The work is organized as follows. In Section 2, we report observations of coronal rain in the Ca ii H line performed with Hinode/SOT. In Section 3, we introduce the 1.5-dimensional MHD model in which our loop is based on and discuss the heating models of the loop. In Section 4, we present the results of footpoint heating and analyze a typical case of catastrophic cooling. The effect of Alfvén waves on the thermal stability of the loop is also studied. In Section 5, we discuss the results in the context of coronal heating and conclude the work.

2. OBSERVATIONS OF CORONAL RAIN WITH HINODE/SOT

In this section, we report on high-resolution observations of coronal rain at the limb performed by the Solar Optical Telescope on board Hinode (Tsuneta et al. 2008) in a 0.3 nm broadband region centered at 396.8 nm, the H-line spectral feature of singly ionized calcium (Ca ii H line). The observation was performed on 2006 November 9 from 19:33 to 20:44 UT with a cadence of 15 s and a resolution of 0farcs05448 pixel−1, and focused on NOAA AR 10921 on the west solar limb. The Ca ii H line is a chromospheric line typically showing plasmas with temperatures on the order of 20,000 K. The data set shown in Figure 1 corresponds to a field of view of 80 Mm × 40 Mm, and displays, apart from the active region on disk, many interesting structures over the limb, such as spicules, a prominence, and coronal rain. The same data set was used by Okamoto et al. (2007) to report on observations of transverse magnetohydrodynamic waves propagating in the observed prominence. The latter show complex horizontal threads displaying continuous horizontal motions, and appear to be located on the background of the images. Coronal loops exhibiting coronal rain appear to be located on the foreground of the prominence, and seem not to be linked to it.

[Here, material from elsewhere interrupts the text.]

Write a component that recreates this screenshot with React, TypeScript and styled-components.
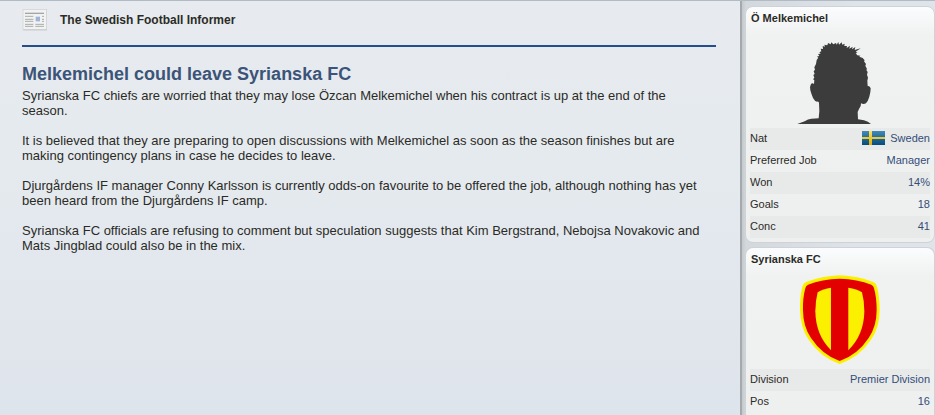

Although coronal rain is seen at many different locations surrounding the sunspot, we have focused on a system of loops on the left side of Figure 1 in this study. The cool condensations fall along the loops, and by doing so they trace the magnetic field strands. They seem to form close to the apexes, which, unfortunately, are mostly located outside of the field of view. Also, in most cases, the tracking of the condensations cannot be pursued toward the footpoints, since these are located in brighter intensity regions on the disk. However, we can estimate the loop heights to be between 20 Mm and 30 Mm above the surface, and their lengths to be between 60 Mm and 100 Mm.

The condensations that constitute coronal rain vary greatly in size and shape, being, in general, thin elongated structures whose width (across the field lines) can be as small as the resolution of the telescope (around 40 km per pixel in the present case). Widths vary along the loop, being thicker near the apex, on average around 500 km wide (up to ∼1 Mm wide in some cases), than at the footpoints, where the average lies around 250 km and the structures are more elongated along the strands. Accordingly, the condensations span, in general, several strands of the loops near the apex, detach as they fall, and end up tracing individual strands toward the footpoints. The set of strands constituting the loops that are traced in this way span a region (transversal to the axes of the loops) of about 5 Mm wide at the top of the observed region (and possibly up to ∼8 Mm at the apex).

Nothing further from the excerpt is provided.